Sementara itu Ratna dari perhimpunan yang fokus pada persoalan eksil kasus 1965, Watch 65, mengapresiasi langkah penting hak-hak konstitusional untuk para eksil kini bisa pulang.
Ia juga menyampaikan perlu adanya upaya untuk menghilangkan stigma orang yang dianggap komunis, pengkhianat negara, dan menginginkan perlunya menghapus TAP MPRS No.25 tahun 1966, dan memperbaiki meluruskan sejarah 1965.
"Selain pemulihan hak, yang dialami oleh para eksil adalah soal stigma bagaimana orang yang dianggap pengkhianat negara. Stigma ini mengkriminalisasi para eksil dan keturunannya. Kalau tidak diperbaiki stigma itu akan terus ada," kata Ratna.
Selanjutnya, Sungkono, yang pada 1962 dikirim oleh pemerintah Indonesia untuk belajar Teknik Permesinan Universitas Persahabatan Bangsa-bangsa di Moskow, menyampaikan harapannya.
Ia berharap penyelesaian masalah HAM berat tersebut bisa sesuai dengan janji pemerintah, bahwa usaha untuk menyelesaikan pelanggaran HAM berat ini bisa secara adil, secara independen, dan tuntas.

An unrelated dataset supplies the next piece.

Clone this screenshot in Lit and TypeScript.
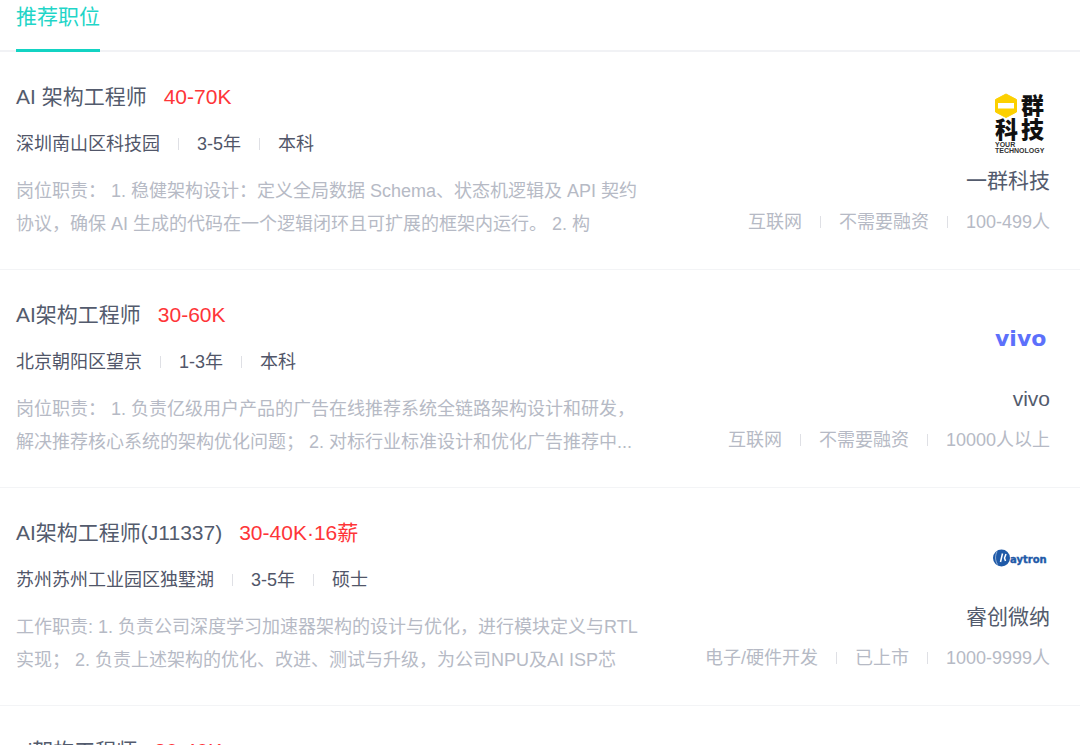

"Ini saya anggap sebagai suatu kesempatan sejarah dan penting bagi bangsa Indonesia. Saya sambut betul, ini baik sekali. Independen artinya pelaksana program ini di bawah pimpinan Pak Menko Polhukam ini tidak terikat kepada tuntutan pihak-pihak tertentu," kata Sungkono.
Pada pertemuan tersebut juga, untuk pertama kalinya, Mahfud dan Yasonna secara simbolis memberikan dokumen visa izin masuk kembali kepada salah seorang eks Mahid, Sri Tunruang.
Hadir juga pada pertemuan dengan para eks Mahid, Sesmenko Polhukam, Deputi Bidang Penegakan Hukum Kemenko Polhukam, dan Staf Khusus Menko Polhukam.
Turut hadir pula Sekjen Kemenkumham, staf khusus Menkumham, Direktur Izin Tinggal Imigrasi Kemenkumham, Tim Penyelesaian Non-Yudisial Pelanggaran Hak Asasi Manusia Yang Berat Masa Lalu (PPHAM), dan Perwakilan Lembaga Perlindungan Saksi dan Korban (LPSK).